[DATA PROVIDED]:
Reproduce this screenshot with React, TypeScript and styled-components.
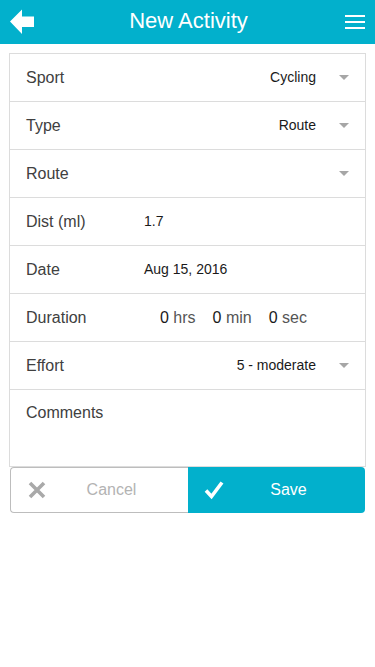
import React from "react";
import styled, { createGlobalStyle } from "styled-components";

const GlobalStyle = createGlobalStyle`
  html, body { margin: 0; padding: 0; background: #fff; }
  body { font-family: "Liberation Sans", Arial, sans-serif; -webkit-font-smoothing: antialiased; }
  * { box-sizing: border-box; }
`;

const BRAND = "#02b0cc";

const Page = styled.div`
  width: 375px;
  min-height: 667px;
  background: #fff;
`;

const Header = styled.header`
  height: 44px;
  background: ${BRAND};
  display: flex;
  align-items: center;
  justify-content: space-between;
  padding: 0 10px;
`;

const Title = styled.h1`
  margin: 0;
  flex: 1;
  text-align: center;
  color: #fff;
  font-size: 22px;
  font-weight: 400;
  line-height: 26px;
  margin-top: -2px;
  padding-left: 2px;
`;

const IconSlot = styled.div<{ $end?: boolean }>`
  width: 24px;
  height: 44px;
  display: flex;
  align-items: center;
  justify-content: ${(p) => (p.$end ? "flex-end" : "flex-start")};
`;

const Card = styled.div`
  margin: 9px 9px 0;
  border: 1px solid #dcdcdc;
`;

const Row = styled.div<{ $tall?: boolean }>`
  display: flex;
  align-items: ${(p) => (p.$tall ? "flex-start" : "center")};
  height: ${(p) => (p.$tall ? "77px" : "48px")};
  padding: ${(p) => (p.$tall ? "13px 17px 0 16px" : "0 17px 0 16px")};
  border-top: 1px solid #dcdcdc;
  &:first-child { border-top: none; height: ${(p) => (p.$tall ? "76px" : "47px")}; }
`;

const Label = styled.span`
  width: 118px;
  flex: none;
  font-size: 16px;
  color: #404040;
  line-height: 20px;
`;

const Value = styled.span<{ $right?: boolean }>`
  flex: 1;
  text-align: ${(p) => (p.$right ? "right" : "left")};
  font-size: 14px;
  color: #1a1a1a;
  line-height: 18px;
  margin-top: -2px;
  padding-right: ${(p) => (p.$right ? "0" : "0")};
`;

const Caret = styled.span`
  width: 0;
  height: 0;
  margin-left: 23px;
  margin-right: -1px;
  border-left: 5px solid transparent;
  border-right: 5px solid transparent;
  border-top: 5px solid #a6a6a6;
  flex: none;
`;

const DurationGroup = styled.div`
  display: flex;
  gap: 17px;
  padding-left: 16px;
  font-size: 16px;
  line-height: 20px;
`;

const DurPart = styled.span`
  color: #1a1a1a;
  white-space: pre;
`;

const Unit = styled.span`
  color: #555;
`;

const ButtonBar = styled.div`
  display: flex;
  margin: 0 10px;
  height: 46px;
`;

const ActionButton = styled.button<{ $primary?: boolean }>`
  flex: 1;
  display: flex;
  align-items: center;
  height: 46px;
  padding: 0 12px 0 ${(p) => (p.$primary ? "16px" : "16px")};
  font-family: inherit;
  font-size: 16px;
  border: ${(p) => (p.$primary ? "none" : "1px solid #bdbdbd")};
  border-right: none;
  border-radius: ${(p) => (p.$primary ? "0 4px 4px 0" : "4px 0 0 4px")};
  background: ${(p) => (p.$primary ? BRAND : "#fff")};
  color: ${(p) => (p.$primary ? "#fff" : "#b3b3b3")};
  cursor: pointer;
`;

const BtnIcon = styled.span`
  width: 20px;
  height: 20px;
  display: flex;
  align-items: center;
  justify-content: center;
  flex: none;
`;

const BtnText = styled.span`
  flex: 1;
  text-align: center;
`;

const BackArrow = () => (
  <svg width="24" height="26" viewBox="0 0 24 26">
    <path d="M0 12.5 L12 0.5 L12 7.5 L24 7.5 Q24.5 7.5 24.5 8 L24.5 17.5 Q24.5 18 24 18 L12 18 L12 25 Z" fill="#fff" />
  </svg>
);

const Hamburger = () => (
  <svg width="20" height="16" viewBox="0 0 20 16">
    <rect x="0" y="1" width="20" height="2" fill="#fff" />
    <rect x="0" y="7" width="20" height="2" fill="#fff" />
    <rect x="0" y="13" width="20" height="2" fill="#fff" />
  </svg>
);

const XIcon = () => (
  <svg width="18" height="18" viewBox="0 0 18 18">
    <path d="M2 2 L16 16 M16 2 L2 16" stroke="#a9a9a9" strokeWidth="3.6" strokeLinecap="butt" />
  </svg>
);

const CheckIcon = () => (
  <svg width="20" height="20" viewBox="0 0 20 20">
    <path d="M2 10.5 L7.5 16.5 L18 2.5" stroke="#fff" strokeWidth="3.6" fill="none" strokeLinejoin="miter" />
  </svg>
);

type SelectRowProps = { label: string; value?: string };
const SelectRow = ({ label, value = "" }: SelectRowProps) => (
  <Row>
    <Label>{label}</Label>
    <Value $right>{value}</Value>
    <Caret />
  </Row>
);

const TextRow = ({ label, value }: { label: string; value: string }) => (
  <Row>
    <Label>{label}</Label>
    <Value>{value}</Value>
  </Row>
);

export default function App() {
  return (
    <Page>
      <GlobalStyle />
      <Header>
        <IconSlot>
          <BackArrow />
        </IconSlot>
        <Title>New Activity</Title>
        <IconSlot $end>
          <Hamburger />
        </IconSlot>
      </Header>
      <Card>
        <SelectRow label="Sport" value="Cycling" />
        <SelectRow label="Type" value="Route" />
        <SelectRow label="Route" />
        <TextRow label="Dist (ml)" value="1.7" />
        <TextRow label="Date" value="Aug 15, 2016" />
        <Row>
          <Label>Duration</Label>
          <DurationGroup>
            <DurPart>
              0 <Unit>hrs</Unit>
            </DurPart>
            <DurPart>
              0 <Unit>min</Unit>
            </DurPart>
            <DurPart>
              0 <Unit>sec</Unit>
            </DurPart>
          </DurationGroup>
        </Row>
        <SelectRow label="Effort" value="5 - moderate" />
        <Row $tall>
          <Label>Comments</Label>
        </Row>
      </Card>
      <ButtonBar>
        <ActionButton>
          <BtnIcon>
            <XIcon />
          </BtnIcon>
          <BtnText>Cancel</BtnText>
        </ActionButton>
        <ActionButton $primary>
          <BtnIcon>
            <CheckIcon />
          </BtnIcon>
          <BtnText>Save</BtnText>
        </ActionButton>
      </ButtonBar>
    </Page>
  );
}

[SET TASK]:
Quote every line word for word and keep the images out of the copy.

[FINAL ANSWER]:
Reproduce this screenshot with React, TypeScript and styled-components.
import React from "react";
import styled, { createGlobalStyle } from "styled-components";

const GlobalStyle = createGlobalStyle`
  html, body { margin: 0; padding: 0; background: #fff; }
  body { font-family: "Liberation Sans", Arial, sans-serif; -webkit-font-smoothing: antialiased; }
  * { box-sizing: border-box; }
`;

const BRAND = "#02b0cc";

const Page = styled.div`
  width: 375px;
  min-height: 667px;
  background: #fff;
`;

const Header = styled.header`
  height: 44px;
  background: ${BRAND};
  display: flex;
  align-items: center;
  justify-content: space-between;
  padding: 0 10px;
`;

const Title = styled.h1`
  margin: 0;
  flex: 1;
  text-align: center;
  color: #fff;
  font-size: 22px;
  font-weight: 400;
  line-height: 26px;
  margin-top: -2px;
  padding-left: 2px;
`;

const IconSlot = styled.div<{ $end?: boolean }>`
  width: 24px;
  height: 44px;
  display: flex;
  align-items: center;
  justify-content: ${(p) => (p.$end ? "flex-end" : "flex-start")};
`;

const Card = styled.div`
  margin: 9px 9px 0;
  border: 1px solid #dcdcdc;
`;

const Row = styled.div<{ $tall?: boolean }>`
  display: flex;
  align-items: ${(p) => (p.$tall ? "flex-start" : "center")};
  height: ${(p) => (p.$tall ? "77px" : "48px")};
  padding: ${(p) => (p.$tall ? "13px 17px 0 16px" : "0 17px 0 16px")};
  border-top: 1px solid #dcdcdc;
  &:first-child { border-top: none; height: ${(p) => (p.$tall ? "76px" : "47px")}; }
`;

const Label = styled.span`
  width: 118px;
  flex: none;
  font-size: 16px;
  color: #404040;
  line-height: 20px;
`;

const Value = styled.span<{ $right?: boolean }>`
  flex: 1;
  text-align: ${(p) => (p.$right ? "right" : "left")};
  font-size: 14px;
  color: #1a1a1a;
  line-height: 18px;
  margin-top: -2px;
  padding-right: ${(p) => (p.$right ? "0" : "0")};
`;

const Caret = styled.span`
  width: 0;
  height: 0;
  margin-left: 23px;
  margin-right: -1px;
  border-left: 5px solid transparent;
  border-right: 5px solid transparent;
  border-top: 5px solid #a6a6a6;
  flex: none;
`;

const DurationGroup = styled.div`
  display: flex;
  gap: 17px;
  padding-left: 16px;
  font-size: 16px;
  line-height: 20px;
`;

const DurPart = styled.span`
  color: #1a1a1a;
  white-space: pre;
`;

const Unit = styled.span`
  color: #555;
`;

const ButtonBar = styled.div`
  display: flex;
  margin: 0 10px;
  height: 46px;
`;

const ActionButton = styled.button<{ $primary?: boolean }>`
  flex: 1;
  display: flex;
  align-items: center;
  height: 46px;
  padding: 0 12px 0 ${(p) => (p.$primary ? "16px" : "16px")};
  font-family: inherit;
  font-size: 16px;
  border: ${(p) => (p.$primary ? "none" : "1px solid #bdbdbd")};
  border-right: none;
  border-radius: ${(p) => (p.$primary ? "0 4px 4px 0" : "4px 0 0 4px")};
  background: ${(p) => (p.$primary ? BRAND : "#fff")};
  color: ${(p) => (p.$primary ? "#fff" : "#b3b3b3")};
  cursor: pointer;
`;

const BtnIcon = styled.span`
  width: 20px;
  height: 20px;
  display: flex;
  align-items: center;
  justify-content: center;
  flex: none;
`;

const BtnText = styled.span`
  flex: 1;
  text-align: center;
`;

const BackArrow = () => (
  <svg width="24" height="26" viewBox="0 0 24 26">
    <path d="M0 12.5 L12 0.5 L12 7.5 L24 7.5 Q24.5 7.5 24.5 8 L24.5 17.5 Q24.5 18 24 18 L12 18 L12 25 Z" fill="#fff" />
  </svg>
);

const Hamburger = () => (
  <svg width="20" height="16" viewBox="0 0 20 16">
    <rect x="0" y="1" width="20" height="2" fill="#fff" />
    <rect x="0" y="7" width="20" height="2" fill="#fff" />
    <rect x="0" y="13" width="20" height="2" fill="#fff" />
  </svg>
);

const XIcon = () => (
  <svg width="18" height="18" viewBox="0 0 18 18">
    <path d="M2 2 L16 16 M16 2 L2 16" stroke="#a9a9a9" strokeWidth="3.6" strokeLinecap="butt" />
  </svg>
);

const CheckIcon = () => (
  <svg width="20" height="20" viewBox="0 0 20 20">
    <path d="M2 10.5 L7.5 16.5 L18 2.5" stroke="#fff" strokeWidth="3.6" fill="none" strokeLinejoin="miter" />
  </svg>
);

type SelectRowProps = { label: string; value?: string };
const SelectRow = ({ label, value = "" }: SelectRowProps) => (
  <Row>
    <Label>{label}</Label>
    <Value $right>{value}</Value>
    <Caret />
  </Row>
);

const TextRow = ({ label, value }: { label: string; value: string }) => (
  <Row>
    <Label>{label}</Label>
    <Value>{value}</Value>
  </Row>
);

export default function App() {
  return (
    <Page>
      <GlobalStyle />
      <Header>
        <IconSlot>
          <BackArrow />
        </IconSlot>
        <Title>New Activity</Title>
        <IconSlot $end>
          <Hamburger />
        </IconSlot>
      </Header>
      <Card>
        <SelectRow label="Sport" value="Cycling" />
        <SelectRow label="Type" value="Route" />
        <SelectRow label="Route" />
        <TextRow label="Dist (ml)" value="1.7" />
        <TextRow label="Date" value="Aug 15, 2016" />
        <Row>
          <Label>Duration</Label>
          <DurationGroup>
            <DurPart>
              0 <Unit>hrs</Unit>
            </DurPart>
            <DurPart>
              0 <Unit>min</Unit>
            </DurPart>
            <DurPart>
              0 <Unit>sec</Unit>
            </DurPart>
          </DurationGroup>
        </Row>
        <SelectRow label="Effort" value="5 - moderate" />
        <Row $tall>
          <Label>Comments</Label>
        </Row>
      </Card>
      <ButtonBar>
        <ActionButton>
          <BtnIcon>
            <XIcon />
          </BtnIcon>
          <BtnText>Cancel</BtnText>
        </ActionButton>
        <ActionButton $primary>
          <BtnIcon>
            <CheckIcon />
          </BtnIcon>
          <BtnText>Save</BtnText>
        </ActionButton>
      </ButtonBar>
    </Page>
  );
}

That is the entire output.